## Records shown
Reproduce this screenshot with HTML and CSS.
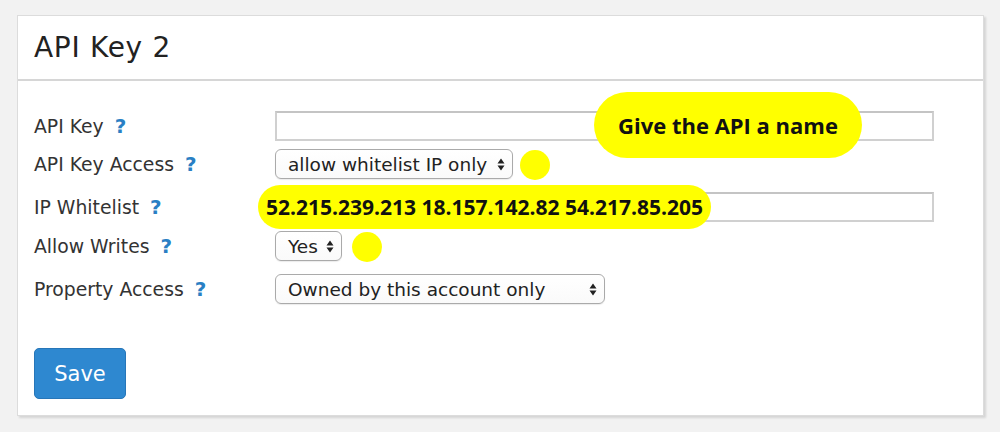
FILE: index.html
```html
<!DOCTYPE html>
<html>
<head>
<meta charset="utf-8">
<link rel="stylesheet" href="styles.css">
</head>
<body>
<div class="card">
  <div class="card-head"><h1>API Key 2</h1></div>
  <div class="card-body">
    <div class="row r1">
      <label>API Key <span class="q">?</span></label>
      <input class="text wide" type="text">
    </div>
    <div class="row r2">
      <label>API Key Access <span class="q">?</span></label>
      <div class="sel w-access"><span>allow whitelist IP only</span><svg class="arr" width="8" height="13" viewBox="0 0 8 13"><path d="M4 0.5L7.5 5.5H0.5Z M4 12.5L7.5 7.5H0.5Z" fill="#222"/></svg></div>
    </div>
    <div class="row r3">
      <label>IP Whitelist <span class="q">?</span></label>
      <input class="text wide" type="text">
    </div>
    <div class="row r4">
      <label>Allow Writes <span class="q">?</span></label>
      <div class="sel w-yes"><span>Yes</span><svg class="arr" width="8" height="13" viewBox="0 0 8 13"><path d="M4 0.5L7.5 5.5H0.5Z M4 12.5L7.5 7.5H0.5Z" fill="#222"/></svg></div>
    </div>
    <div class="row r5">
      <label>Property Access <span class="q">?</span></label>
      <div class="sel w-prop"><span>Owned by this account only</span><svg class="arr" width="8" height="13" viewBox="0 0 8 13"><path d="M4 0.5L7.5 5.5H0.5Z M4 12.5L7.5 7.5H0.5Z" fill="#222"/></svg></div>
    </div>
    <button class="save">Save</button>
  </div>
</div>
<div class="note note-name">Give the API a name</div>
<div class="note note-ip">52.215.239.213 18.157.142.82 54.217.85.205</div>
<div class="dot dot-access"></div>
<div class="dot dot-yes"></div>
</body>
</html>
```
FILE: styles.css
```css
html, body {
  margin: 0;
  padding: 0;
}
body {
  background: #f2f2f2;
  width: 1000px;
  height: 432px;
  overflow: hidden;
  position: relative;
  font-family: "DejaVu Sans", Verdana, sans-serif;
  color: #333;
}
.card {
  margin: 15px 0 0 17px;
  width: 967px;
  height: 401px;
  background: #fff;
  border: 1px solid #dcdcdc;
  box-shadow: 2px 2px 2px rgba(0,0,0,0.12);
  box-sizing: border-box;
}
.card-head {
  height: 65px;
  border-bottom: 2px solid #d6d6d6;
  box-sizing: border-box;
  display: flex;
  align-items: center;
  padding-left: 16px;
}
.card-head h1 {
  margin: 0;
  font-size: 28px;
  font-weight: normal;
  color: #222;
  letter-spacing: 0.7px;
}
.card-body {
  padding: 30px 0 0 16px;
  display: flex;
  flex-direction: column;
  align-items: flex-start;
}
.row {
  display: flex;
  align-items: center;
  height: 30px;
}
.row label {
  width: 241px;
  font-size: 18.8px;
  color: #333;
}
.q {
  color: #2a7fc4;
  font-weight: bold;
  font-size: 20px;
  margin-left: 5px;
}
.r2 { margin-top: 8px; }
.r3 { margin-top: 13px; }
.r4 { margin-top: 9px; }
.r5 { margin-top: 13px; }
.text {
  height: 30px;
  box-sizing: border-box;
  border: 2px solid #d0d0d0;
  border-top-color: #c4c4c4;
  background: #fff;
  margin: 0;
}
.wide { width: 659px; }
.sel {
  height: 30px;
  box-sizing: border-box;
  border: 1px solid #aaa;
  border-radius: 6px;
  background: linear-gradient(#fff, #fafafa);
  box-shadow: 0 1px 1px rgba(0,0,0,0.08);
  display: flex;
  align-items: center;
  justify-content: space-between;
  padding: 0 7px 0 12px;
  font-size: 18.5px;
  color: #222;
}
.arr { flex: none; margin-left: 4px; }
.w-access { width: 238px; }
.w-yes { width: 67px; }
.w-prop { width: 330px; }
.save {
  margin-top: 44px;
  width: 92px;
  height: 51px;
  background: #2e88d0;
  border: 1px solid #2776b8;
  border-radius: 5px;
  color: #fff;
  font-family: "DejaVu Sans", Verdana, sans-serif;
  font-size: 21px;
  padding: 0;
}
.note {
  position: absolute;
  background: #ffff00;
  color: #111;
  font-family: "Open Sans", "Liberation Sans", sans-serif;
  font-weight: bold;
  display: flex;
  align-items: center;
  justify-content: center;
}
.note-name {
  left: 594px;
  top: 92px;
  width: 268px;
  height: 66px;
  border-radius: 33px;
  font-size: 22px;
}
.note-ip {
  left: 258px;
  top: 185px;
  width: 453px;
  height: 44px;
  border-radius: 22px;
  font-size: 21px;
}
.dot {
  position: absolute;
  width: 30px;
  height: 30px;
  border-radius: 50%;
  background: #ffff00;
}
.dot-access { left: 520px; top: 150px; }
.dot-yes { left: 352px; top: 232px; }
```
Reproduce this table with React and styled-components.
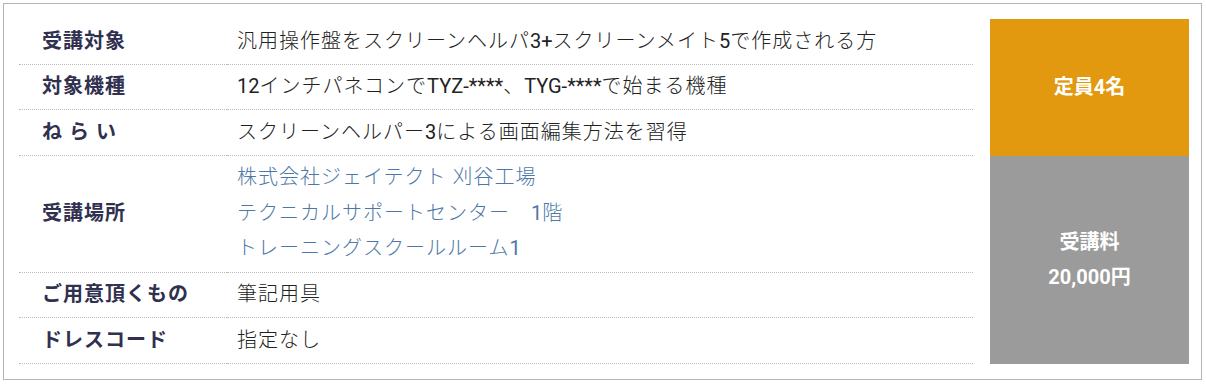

## Objective
Locate and copy each line in the data above that includes the word "this".

## Answer in full
Reproduce this screenshot with HTML and CSS.
      <div class="sel w-prop"><span>Owned by this account only</span><svg class="arr" width="8" height="13" viewBox="0 0 8 13"><path d="M4 0.5L7.5 5.5H0.5Z M4 12.5L7.5 7.5H0.5Z" fill="#222"/></svg></div>
Reproduce this table with React and styled-components.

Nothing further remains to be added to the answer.